Exercise description
Return the lines where the word "components" occurs.

Collected material
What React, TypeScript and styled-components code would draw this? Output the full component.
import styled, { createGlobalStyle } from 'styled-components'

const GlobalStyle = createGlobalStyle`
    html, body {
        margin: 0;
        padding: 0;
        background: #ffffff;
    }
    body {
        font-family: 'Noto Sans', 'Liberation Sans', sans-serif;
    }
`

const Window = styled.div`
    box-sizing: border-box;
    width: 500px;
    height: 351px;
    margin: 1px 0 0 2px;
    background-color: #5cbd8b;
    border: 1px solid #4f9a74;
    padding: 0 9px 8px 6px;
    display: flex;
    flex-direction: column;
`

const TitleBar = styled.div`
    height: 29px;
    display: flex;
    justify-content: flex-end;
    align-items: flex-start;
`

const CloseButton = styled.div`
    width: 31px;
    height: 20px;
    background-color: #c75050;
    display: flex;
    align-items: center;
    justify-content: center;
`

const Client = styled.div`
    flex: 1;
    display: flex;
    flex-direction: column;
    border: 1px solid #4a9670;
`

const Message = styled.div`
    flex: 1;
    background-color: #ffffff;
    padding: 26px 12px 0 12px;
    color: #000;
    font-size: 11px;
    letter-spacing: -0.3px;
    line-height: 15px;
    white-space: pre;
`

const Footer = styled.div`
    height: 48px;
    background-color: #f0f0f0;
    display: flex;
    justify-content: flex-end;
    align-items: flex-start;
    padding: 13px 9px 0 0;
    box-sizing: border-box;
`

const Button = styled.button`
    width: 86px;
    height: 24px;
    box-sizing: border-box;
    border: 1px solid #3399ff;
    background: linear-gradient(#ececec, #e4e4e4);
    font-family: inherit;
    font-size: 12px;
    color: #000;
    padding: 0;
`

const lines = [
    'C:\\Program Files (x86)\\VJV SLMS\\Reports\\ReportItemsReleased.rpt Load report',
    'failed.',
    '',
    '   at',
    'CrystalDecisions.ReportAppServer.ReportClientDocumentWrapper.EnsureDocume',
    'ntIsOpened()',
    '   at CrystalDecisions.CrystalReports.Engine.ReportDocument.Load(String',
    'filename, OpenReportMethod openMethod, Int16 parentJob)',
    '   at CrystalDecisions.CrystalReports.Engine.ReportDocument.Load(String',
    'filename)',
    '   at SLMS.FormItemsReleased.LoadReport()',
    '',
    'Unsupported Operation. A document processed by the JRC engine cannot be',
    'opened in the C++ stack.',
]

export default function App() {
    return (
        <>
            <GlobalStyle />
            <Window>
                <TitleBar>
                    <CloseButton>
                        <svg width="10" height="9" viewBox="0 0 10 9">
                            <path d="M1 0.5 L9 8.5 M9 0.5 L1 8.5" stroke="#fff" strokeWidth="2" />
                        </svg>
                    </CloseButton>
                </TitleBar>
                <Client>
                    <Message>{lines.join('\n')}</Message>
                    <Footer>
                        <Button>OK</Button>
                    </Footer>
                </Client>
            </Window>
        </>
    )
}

Right answer
What React, TypeScript and styled-components code would draw this? Output the full component.
import styled, { createGlobalStyle } from 'styled-components'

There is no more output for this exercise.